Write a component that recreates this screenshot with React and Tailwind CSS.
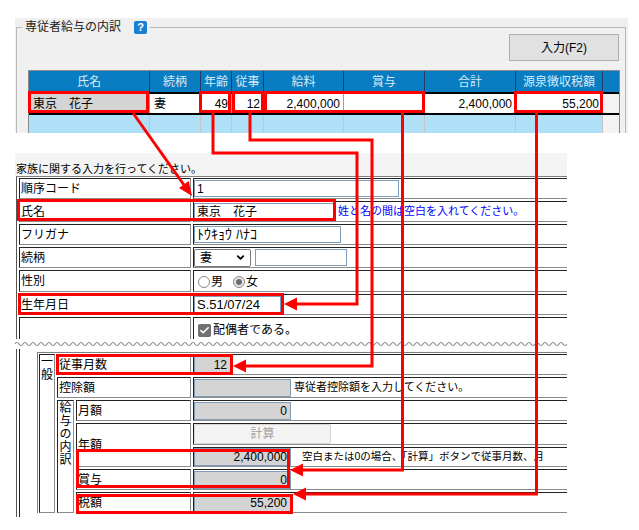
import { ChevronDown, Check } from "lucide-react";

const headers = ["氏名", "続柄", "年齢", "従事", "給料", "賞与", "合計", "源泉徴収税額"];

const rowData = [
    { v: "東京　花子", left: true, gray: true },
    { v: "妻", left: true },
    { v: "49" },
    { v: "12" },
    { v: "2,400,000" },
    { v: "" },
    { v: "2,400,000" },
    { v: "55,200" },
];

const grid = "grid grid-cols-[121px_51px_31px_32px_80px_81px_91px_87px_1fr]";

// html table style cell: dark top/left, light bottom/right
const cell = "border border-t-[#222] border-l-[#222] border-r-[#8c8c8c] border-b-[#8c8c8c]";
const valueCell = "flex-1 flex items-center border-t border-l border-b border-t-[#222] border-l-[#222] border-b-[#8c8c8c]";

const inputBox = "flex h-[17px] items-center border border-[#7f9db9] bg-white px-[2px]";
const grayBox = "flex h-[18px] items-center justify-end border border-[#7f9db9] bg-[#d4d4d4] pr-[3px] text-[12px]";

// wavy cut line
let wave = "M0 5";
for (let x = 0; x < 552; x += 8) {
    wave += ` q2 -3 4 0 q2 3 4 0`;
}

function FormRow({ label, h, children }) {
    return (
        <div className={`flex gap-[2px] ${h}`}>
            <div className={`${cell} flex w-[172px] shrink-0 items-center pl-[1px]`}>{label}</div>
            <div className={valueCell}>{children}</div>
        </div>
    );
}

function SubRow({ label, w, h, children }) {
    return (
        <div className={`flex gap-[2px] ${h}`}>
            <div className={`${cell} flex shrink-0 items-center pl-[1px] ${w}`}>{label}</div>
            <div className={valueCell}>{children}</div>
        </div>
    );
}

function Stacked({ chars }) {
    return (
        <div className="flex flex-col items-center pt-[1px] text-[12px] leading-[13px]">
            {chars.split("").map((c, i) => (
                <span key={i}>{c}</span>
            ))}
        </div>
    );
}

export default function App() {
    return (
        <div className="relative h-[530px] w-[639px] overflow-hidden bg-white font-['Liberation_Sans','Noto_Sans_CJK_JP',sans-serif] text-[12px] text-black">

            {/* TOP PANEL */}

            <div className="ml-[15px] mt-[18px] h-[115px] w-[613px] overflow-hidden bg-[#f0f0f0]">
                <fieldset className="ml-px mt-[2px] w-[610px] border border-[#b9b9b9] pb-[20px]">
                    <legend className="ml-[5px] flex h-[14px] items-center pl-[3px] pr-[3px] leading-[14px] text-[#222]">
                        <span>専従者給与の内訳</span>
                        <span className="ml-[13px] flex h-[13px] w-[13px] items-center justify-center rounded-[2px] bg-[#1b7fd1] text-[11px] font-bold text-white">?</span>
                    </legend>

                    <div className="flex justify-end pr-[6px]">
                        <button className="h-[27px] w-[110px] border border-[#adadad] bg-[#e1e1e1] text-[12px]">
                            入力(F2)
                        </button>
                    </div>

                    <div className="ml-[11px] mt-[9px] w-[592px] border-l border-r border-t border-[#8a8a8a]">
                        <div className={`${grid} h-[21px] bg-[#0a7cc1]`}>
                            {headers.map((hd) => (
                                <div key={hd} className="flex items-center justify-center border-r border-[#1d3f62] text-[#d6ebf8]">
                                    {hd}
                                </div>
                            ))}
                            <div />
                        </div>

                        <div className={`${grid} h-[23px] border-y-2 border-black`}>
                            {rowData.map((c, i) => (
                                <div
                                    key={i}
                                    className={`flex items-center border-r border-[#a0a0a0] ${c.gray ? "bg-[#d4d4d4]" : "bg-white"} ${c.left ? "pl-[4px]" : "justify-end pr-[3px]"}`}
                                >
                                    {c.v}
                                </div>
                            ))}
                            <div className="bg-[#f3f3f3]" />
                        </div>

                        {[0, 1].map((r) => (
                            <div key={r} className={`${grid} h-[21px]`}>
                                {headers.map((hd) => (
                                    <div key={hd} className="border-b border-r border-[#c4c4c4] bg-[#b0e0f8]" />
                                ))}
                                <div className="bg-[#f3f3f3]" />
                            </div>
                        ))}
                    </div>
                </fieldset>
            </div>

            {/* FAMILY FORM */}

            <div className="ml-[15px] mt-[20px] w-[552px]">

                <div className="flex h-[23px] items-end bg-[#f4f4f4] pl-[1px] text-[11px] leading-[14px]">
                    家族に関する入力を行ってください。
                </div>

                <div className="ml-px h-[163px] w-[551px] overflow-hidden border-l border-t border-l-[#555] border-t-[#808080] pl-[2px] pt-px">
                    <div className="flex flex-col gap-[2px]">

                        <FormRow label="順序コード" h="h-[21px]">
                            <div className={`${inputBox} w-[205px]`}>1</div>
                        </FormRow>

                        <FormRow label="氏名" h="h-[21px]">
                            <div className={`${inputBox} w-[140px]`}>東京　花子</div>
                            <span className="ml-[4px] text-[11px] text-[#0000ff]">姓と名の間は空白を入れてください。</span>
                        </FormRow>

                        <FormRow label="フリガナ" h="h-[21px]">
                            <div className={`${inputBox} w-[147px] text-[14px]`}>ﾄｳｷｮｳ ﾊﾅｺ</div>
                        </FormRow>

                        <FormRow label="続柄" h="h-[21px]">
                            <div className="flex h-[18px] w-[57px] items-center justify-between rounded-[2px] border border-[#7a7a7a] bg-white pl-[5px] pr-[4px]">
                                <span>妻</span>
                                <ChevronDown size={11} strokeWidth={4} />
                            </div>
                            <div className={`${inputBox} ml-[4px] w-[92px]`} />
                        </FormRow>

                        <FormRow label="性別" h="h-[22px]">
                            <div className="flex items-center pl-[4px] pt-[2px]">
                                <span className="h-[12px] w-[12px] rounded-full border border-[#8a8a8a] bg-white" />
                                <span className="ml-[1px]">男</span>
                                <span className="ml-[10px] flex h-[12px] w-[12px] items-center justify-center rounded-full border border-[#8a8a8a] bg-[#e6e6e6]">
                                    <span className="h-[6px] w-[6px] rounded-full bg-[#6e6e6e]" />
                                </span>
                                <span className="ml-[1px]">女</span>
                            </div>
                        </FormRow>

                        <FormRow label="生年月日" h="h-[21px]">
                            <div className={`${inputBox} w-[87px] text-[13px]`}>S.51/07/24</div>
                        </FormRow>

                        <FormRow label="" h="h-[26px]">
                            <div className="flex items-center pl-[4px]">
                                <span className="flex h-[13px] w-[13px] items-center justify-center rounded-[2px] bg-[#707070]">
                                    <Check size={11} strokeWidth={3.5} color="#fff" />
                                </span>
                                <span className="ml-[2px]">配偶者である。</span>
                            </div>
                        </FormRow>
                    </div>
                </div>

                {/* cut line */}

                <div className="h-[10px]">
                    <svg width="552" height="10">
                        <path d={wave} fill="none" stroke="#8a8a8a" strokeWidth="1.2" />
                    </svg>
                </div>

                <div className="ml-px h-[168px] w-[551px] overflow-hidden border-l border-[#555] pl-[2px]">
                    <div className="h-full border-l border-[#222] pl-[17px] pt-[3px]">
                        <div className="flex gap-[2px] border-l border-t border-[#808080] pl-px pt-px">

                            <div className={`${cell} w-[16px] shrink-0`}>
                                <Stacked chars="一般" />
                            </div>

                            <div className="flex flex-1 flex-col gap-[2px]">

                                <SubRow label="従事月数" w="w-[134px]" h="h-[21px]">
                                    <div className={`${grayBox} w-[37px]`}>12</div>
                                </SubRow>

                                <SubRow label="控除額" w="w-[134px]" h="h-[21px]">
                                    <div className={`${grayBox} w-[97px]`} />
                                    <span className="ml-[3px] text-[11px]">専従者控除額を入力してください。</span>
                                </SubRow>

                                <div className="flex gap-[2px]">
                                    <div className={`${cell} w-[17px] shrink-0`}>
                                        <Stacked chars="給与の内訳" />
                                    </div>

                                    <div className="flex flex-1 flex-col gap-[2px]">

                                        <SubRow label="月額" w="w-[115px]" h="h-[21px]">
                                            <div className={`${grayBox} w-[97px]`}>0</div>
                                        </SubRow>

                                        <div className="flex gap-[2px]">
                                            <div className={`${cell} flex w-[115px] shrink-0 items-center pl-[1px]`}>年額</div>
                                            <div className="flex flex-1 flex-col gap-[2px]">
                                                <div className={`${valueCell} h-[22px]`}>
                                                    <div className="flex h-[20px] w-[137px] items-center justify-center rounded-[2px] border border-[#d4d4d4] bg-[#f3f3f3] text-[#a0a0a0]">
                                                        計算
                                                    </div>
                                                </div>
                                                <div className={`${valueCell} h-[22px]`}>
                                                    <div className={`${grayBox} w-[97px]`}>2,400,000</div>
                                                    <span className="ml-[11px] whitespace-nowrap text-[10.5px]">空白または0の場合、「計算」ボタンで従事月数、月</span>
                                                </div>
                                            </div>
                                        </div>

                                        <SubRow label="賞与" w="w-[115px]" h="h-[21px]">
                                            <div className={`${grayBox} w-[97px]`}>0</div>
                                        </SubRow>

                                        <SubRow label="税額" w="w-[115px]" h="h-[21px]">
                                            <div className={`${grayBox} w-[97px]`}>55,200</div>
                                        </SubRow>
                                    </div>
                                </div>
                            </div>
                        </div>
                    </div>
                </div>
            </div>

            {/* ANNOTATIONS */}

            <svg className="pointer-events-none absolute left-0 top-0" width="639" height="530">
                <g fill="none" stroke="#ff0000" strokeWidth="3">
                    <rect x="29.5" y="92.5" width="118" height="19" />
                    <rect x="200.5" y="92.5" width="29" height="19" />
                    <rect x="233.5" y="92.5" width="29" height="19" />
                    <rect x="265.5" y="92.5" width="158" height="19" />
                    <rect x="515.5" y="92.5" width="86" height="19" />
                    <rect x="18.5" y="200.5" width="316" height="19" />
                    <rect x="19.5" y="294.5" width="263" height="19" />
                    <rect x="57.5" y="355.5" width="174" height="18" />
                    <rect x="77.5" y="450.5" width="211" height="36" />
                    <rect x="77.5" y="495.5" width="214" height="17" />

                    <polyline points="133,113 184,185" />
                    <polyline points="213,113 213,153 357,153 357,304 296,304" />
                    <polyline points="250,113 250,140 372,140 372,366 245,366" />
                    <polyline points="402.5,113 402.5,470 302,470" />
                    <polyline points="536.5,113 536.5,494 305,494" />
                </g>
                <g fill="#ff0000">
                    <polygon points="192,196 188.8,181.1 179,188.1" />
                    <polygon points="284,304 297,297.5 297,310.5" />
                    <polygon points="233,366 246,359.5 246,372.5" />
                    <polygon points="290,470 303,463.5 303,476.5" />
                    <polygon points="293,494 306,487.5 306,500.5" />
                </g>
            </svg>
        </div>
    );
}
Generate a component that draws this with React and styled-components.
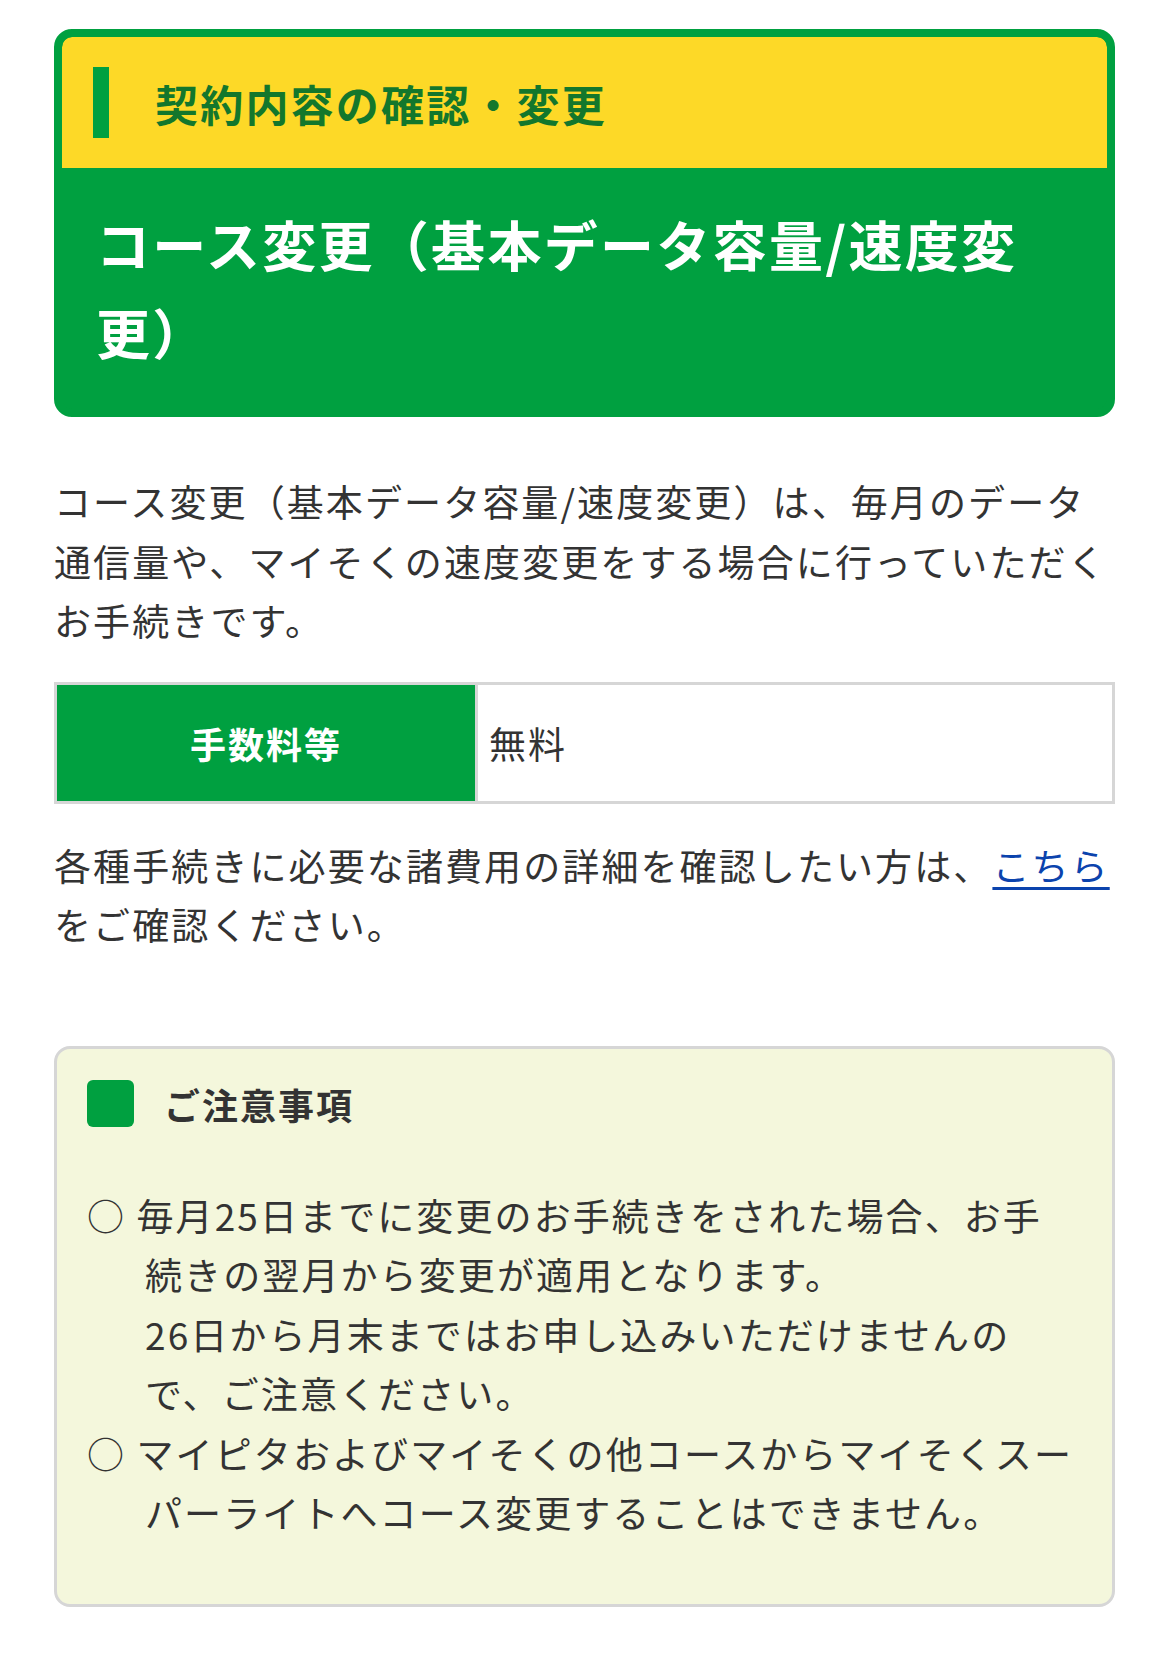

DIRECTION: The images in the entries above should be left out; please reproduce exactly the lines from the first through the one containing "flex items-center border-t".

EXERCISE RESULT:
Write a component that recreates this screenshot with React and Tailwind CSS.
import { ChevronDown, Check } from "lucide-react";

const headers = ["氏名", "続柄", "年齢", "従事", "給料", "賞与", "合計", "源泉徴収税額"];

const rowData = [
    { v: "東京　花子", left: true, gray: true },
    { v: "妻", left: true },
    { v: "49" },
    { v: "12" },
    { v: "2,400,000" },
    { v: "" },
    { v: "2,400,000" },
    { v: "55,200" },
];

const grid = "grid grid-cols-[121px_51px_31px_32px_80px_81px_91px_87px_1fr]";

// html table style cell: dark top/left, light bottom/right
const cell = "border border-t-[#222] border-l-[#222] border-r-[#8c8c8c] border-b-[#8c8c8c]";
const valueCell = "flex-1 flex items-center border-t border-l border-b border-t-[#222] border-l-[#222] border-b-[#8c8c8c]";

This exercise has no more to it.